### DATA ROWS

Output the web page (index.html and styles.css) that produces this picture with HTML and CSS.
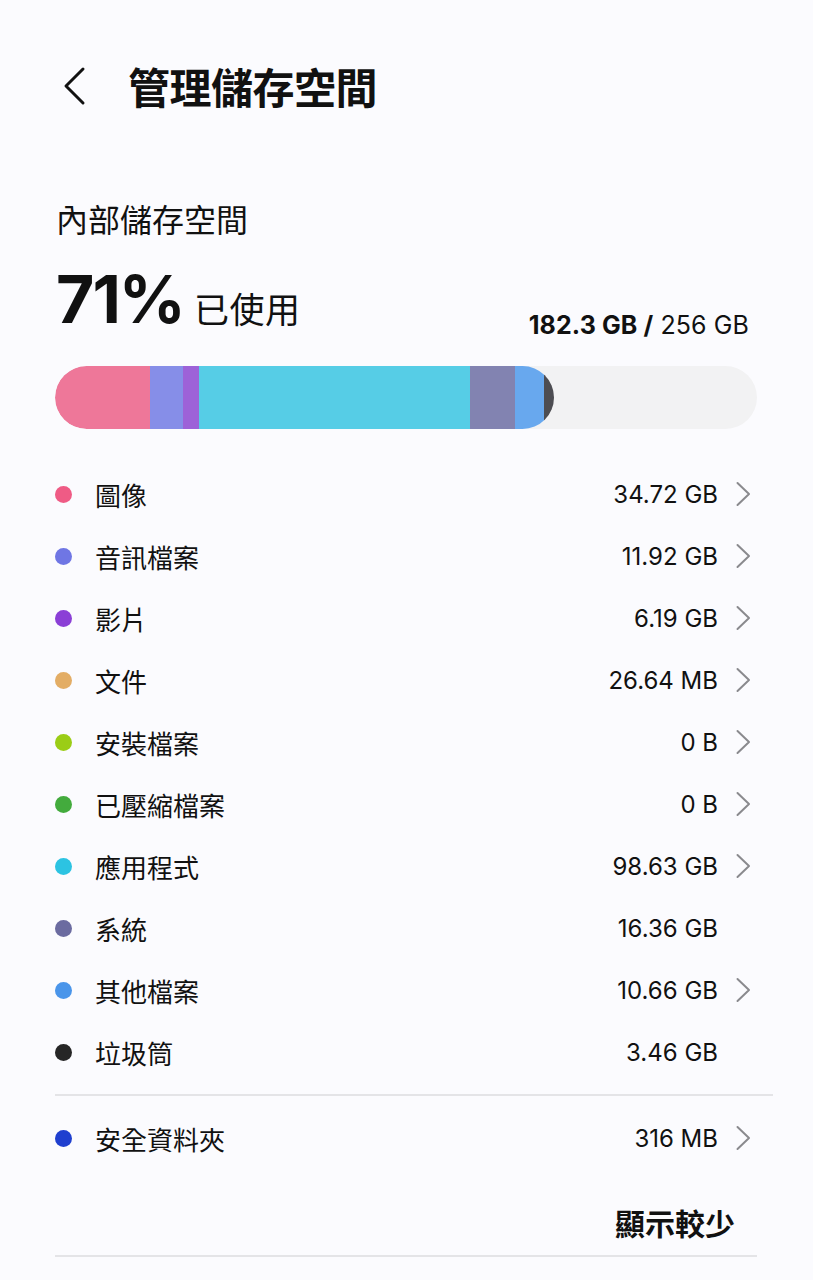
FILE: index.html
```html
<!DOCTYPE html>
<html lang="zh-Hant">
<head>
<meta charset="utf-8">
<title>管理儲存空間</title>
<link rel="stylesheet" href="styles.css">
</head>
<body>
<div class="page">
  <header class="header">
    <svg class="back" width="24" height="40" viewBox="0 0 24 40"><polyline points="20,3 3,20 20,37" fill="none" stroke="#111" stroke-width="3" stroke-linecap="round" stroke-linejoin="round"/></svg>
    <h1 class="title">管理儲存空間</h1>
  </header>

  <div class="section-title">內部儲存空間</div>

  <div class="usage">
    <div class="usage-left"><span class="pct">71%</span><span class="used">已使用</span></div>
    <div class="usage-right"><b>182.3 GB /</b> 256 GB</div>
  </div>

  <div class="bar">
    <div class="fill" style="width:71.1%">
      <span class="seg" style="width:19.04%;background:#ee7799"></span>
      <span class="seg" style="width:6.61%;background:#868ee8"></span>
      <span class="seg" style="width:3.21%;background:#9d62d8"></span>
      <span class="seg" style="width:54.31%;background:#56cde6"></span>
      <span class="seg" style="width:9.02%;background:#8283b1"></span>
      <span class="seg" style="width:5.81%;background:#68a8ee"></span>
      <span class="seg" style="width:2.0%;background:#4d4d52"></span>
    </div>
  </div>

  <ul class="list">
    <li class="row"><span class="dot c-img"></span><span class="label">圖像</span><span class="value">34.72 GB</span><span class="chev"><svg width="15" height="26" viewBox="0 0 15 26"><polyline points="1.5,2 13,13 1.5,24" fill="none" stroke="#8a8a8e" stroke-width="2" stroke-linecap="round" stroke-linejoin="round"/></svg></span></li>
    <li class="row"><span class="dot c-audio"></span><span class="label">音訊檔案</span><span class="value">11.92 GB</span><span class="chev"><svg width="15" height="26" viewBox="0 0 15 26"><polyline points="1.5,2 13,13 1.5,24" fill="none" stroke="#8a8a8e" stroke-width="2" stroke-linecap="round" stroke-linejoin="round"/></svg></span></li>
    <li class="row"><span class="dot c-video"></span><span class="label">影片</span><span class="value">6.19 GB</span><span class="chev"><svg width="15" height="26" viewBox="0 0 15 26"><polyline points="1.5,2 13,13 1.5,24" fill="none" stroke="#8a8a8e" stroke-width="2" stroke-linecap="round" stroke-linejoin="round"/></svg></span></li>
    <li class="row"><span class="dot c-doc"></span><span class="label">文件</span><span class="value">26.64 MB</span><span class="chev"><svg width="15" height="26" viewBox="0 0 15 26"><polyline points="1.5,2 13,13 1.5,24" fill="none" stroke="#8a8a8e" stroke-width="2" stroke-linecap="round" stroke-linejoin="round"/></svg></span></li>
    <li class="row"><span class="dot c-apk"></span><span class="label">安裝檔案</span><span class="value">0 B</span><span class="chev"><svg width="15" height="26" viewBox="0 0 15 26"><polyline points="1.5,2 13,13 1.5,24" fill="none" stroke="#8a8a8e" stroke-width="2" stroke-linecap="round" stroke-linejoin="round"/></svg></span></li>
    <li class="row"><span class="dot c-zip"></span><span class="label">已壓縮檔案</span><span class="value">0 B</span><span class="chev"><svg width="15" height="26" viewBox="0 0 15 26"><polyline points="1.5,2 13,13 1.5,24" fill="none" stroke="#8a8a8e" stroke-width="2" stroke-linecap="round" stroke-linejoin="round"/></svg></span></li>
    <li class="row"><span class="dot c-app"></span><span class="label">應用程式</span><span class="value">98.63 GB</span><span class="chev"><svg width="15" height="26" viewBox="0 0 15 26"><polyline points="1.5,2 13,13 1.5,24" fill="none" stroke="#8a8a8e" stroke-width="2" stroke-linecap="round" stroke-linejoin="round"/></svg></span></li>
    <li class="row"><span class="dot c-sys"></span><span class="label">系統</span><span class="value">16.36 GB</span><span class="chev"></span></li>
    <li class="row"><span class="dot c-other"></span><span class="label">其他檔案</span><span class="value">10.66 GB</span><span class="chev"><svg width="15" height="26" viewBox="0 0 15 26"><polyline points="1.5,2 13,13 1.5,24" fill="none" stroke="#8a8a8e" stroke-width="2" stroke-linecap="round" stroke-linejoin="round"/></svg></span></li>
    <li class="row"><span class="dot c-trash"></span><span class="label">垃圾筒</span><span class="value">3.46 GB</span><span class="chev"></span></li>
  </ul>

  <div class="divider wide"></div>

  <ul class="list secure">
    <li class="row"><span class="dot c-secure"></span><span class="label">安全資料夾</span><span class="value">316 MB</span><span class="chev"><svg width="15" height="26" viewBox="0 0 15 26"><polyline points="1.5,2 13,13 1.5,24" fill="none" stroke="#8a8a8e" stroke-width="2" stroke-linecap="round" stroke-linejoin="round"/></svg></span></li>
  </ul>

  <div class="more-wrap"><span class="more">顯示較少</span></div>

  <div class="divider"></div>
</div>
</body>
</html>
```

FILE: styles.css
```css
* { box-sizing: border-box; }
html, body {
  margin: 0;
  padding: 0;
  background: #fbfbfe;
}
body {
  font-family: "Inter", "Noto Sans CJK TC", sans-serif;
  color: #111111;
  width: 813px;
  height: 1280px;
  overflow: hidden;
}
.page {
  padding: 0 56px 0 55px;
}
.header {
  height: 178px;
  padding-bottom: 6px;
  display: flex;
  align-items: center;
}
.back {
  margin-left: 8px;
  flex: none;
}
.title {
  margin: 0 0 0 41px;
  font-family: "Noto Sans CJK TC", sans-serif;
  font-size: 42px;
  font-weight: 700;
  line-height: 50px;
  letter-spacing: -0.5px;
}
.section-title {
  margin-top: 20px;
  font-family: "Noto Sans CJK TC", sans-serif;
  font-size: 32px;
  line-height: 40px;
  margin-left: 1px;
}
.usage {
  margin-top: 28px;
  display: flex;
  justify-content: space-between;
  align-items: flex-end;
}
.usage-left {
  display: flex;
  align-items: baseline;
}
.pct {
  font-family: "Inter", sans-serif;
  font-size: 66px;
  font-weight: 700;
  line-height: 66px;
  letter-spacing: -2px;
  margin-left: 1px;
}
.used {
  font-family: "Noto Sans CJK TC", sans-serif;
  font-size: 35px;
  margin-left: 10px;
  letter-spacing: 0.5px;
}
.usage-right {
  font-size: 25px;
  line-height: 24px;
  margin-bottom: -4px;
  margin-right: 8px;
  letter-spacing: 0.1px;
}
.usage-right b { font-weight: 700; }
.bar {
  margin-top: 33px;
  height: 63px;
  border-radius: 32px;
  background: #f2f2f3;
  overflow: hidden;
}
.fill {
  height: 100%;
  display: flex;
  border-radius: 32px;
  overflow: hidden;
}
.seg {
  display: block;
  height: 100%;
  flex: none;
}
.list {
  list-style: none;
  margin: 34px 0 0;
  padding: 0;
}
.row {
  height: 62px;
  display: flex;
  align-items: center;
}
.dot {
  width: 17px;
  height: 17px;
  border-radius: 50%;
  flex: none;
}
.label {
  font-family: "Noto Sans CJK TC", sans-serif;
  font-size: 26px;
  margin-left: 23px;
  flex: 1;
}
.value {
  font-size: 24px;
  color: #111;
}
.chev {
  width: 39px;
  height: 26px;
  display: flex;
  justify-content: flex-end;
  padding-right: 6px;
  flex: none;
}
.c-img { background: #ef5b85; }
.c-audio { background: #6f76e4; }
.c-video { background: #8b3fd6; }
.c-doc { background: #e3ad65; }
.c-apk { background: #9bcd16; }
.c-zip { background: #43ab3d; }
.c-app { background: #2cc3e2; }
.c-sys { background: #6b6ba0; }
.c-other { background: #4a95ea; }
.c-trash { background: #262626; }
.c-secure { background: #1f3fcf; }
.divider {
  height: 2px;
  background: #e4e4e7;
}
.divider.wide {
  margin-top: 11px;
  margin-right: -16px;
}
.list.secure {
  margin-top: 11px;
}
.more-wrap {
  margin-top: 33px;
  display: flex;
  justify-content: flex-end;
  padding-right: 22px;
}
.more {
  font-family: "Noto Sans CJK TC", sans-serif;
  font-size: 30px;
  font-weight: 700;
  line-height: 40px;
}
.more-wrap + .divider {
  margin-top: 13px;
}
```
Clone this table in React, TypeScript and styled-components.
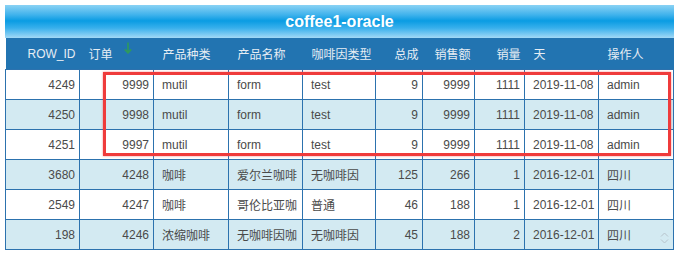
import React, { FC } from "react";
import styled, { createGlobalStyle } from "styled-components";

type Align = "left" | "right";

interface IColumn {
  key: string;
  title: string;
  width: number;
  align: Align;
  headAlign: Align;
}

const columns: IColumn[] = [
  { key: "rowId", title: "ROW_ID", width: 74, align: "right", headAlign: "right" },
  { key: "order", title: "订单", width: 74, align: "right", headAlign: "left" },
  { key: "kind", title: "产品种类", width: 75, align: "left", headAlign: "left" },
  { key: "name", title: "产品名称", width: 74, align: "left", headAlign: "left" },
  { key: "caffeine", title: "咖啡因类型", width: 73, align: "left", headAlign: "left" },
  { key: "total", title: "总成", width: 47, align: "right", headAlign: "right" },
  { key: "sales", title: "销售额", width: 52, align: "right", headAlign: "right" },
  { key: "qty", title: "销量", width: 50, align: "right", headAlign: "right" },
  { key: "day", title: "天", width: 74, align: "left", headAlign: "left" },
  { key: "user", title: "操作人", width: 75, align: "left", headAlign: "left" },
];

const rows: string[][] = [
  ["4249", "9999", "mutil", "form", "test", "9", "9999", "1111", "2019-11-08", "admin"],
  ["4250", "9998", "mutil", "form", "test", "9", "9999", "1111", "2019-11-08", "admin"],
  ["4251", "9997", "mutil", "form", "test", "9", "9999", "1111", "2019-11-08", "admin"],
  ["3680", "4248", "咖啡", "爱尔兰咖啡", "无咖啡因", "125", "266", "1", "2016-12-01", "四川"],
  ["2549", "4247", "咖啡", "哥伦比亚咖", "普通", "46", "188", "1", "2016-12-01", "四川"],
  ["198", "4246", "浓缩咖啡", "无咖啡因咖", "无咖啡因", "45", "188", "2", "2016-12-01", "四川"],
];

const App: FC = () => {
  return (
    <>
      <GlobalStyle />
      <Page>
        <Grid>
          <Title>coffee1-oracle</Title>
          <Table>
            <colgroup>
              {columns.map((c) => (
                <col key={c.key} style={{ width: c.width }} />
              ))}
            </colgroup>
            <thead>
              <tr>
                {columns.map((c) => (
                  <HeadCell key={c.key} $align={c.headAlign}>
                    {c.title}
                    {c.key === "order" && (
                      <SortArrow width="8" height="12" viewBox="0 0 8 12">
                        <path d="M4 0.5V10.8M0.8 7.4L4 10.9L7.2 7.4" fill="none" stroke="#2f9a5c" strokeWidth="1.6" />
                      </SortArrow>
                    )}
                  </HeadCell>
                ))}
              </tr>
            </thead>
            <tbody>
              {rows.map((r, i) => (
                <Row key={i} $striped={i % 2 === 1}>
                  {r.map((v, j) => (
                    <Cell key={j} $align={columns[j].align}>
                      {v}
                    </Cell>
                  ))}
                </Row>
              ))}
            </tbody>
          </Table>
          <Highlight />
          <Spinner width="9" height="12" viewBox="0 0 9 12">
            <path d="M1 4.5L4.5 1L8 4.5M1 7.5L4.5 11L8 7.5" fill="none" stroke="#b8c4cc" strokeWidth="1" />
          </Spinner>
        </Grid>
      </Page>
    </>
  );
};

export default App;

const GlobalStyle = createGlobalStyle`
  body {
    margin: 0;
    background: #ffffff;
    font-family: "Liberation Sans", Arial, "Noto Sans CJK SC", sans-serif;
  }
`;

const Page = styled.div`
  padding: 5px 0 0 5px;
`;

const Grid = styled.div`
  position: relative;
  width: 669px;
`;

const Title = styled.div`
  height: 33px;
  line-height: 33px;
  text-align: center;
  color: #ffffff;
  font-size: 16px;
  font-weight: bold;
  background: linear-gradient(
    to bottom,
    #8ad2f4 0%,
    #3fb2ec 30%,
    #0a9ce3 48%,
    #39b0ec 70%,
    #a2d9f6 100%
  );
`;

const Table = styled.table`
  width: 669px;
  table-layout: fixed;
  border-collapse: collapse;
  font-size: 12px;
`;

const HeadCell = styled.th<{ $align: Align }>`
  position: relative;
  height: 31px;
  padding: 0 4px 0 9px;
  background: #2274b1;
  color: #e6edf4;
  font-weight: normal;
  font-size: 12px;
  text-align: ${(p) => p.$align};
  white-space: nowrap;
`;

const SortArrow = styled.svg`
  position: absolute;
  left: 44px;
  top: 4px;
`;

const Row = styled.tr<{ $striped: boolean }>`
  background: ${(p) => (p.$striped ? "#d3eaf2" : "#ffffff")};
`;

const Cell = styled.td<{ $align: Align }>`
  height: 29px;
  padding: 0 4px 0 8px;
  border: 1px solid #2c72ae;
  color: #4a4a4a;
  text-align: ${(p) => p.$align};
  white-space: nowrap;
  overflow: hidden;
`;

const Highlight = styled.div`
  position: absolute;
  left: 98px;
  top: 67px;
  width: 562px;
  height: 78px;
  border: 3px solid #ef3b3b;
  box-shadow: 0 0 2px rgba(239, 59, 59, 0.6);
  pointer-events: none;
`;

const Spinner = styled.svg`
  position: absolute;
  right: 5px;
  bottom: 6px;
`;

######

• [REQUIREMENT]
Copy out every line from the records that has the word "index".

• [RESULT]
Output the web page (index.html and styles.css) that produces this picture with HTML and CSS.
FILE: index.html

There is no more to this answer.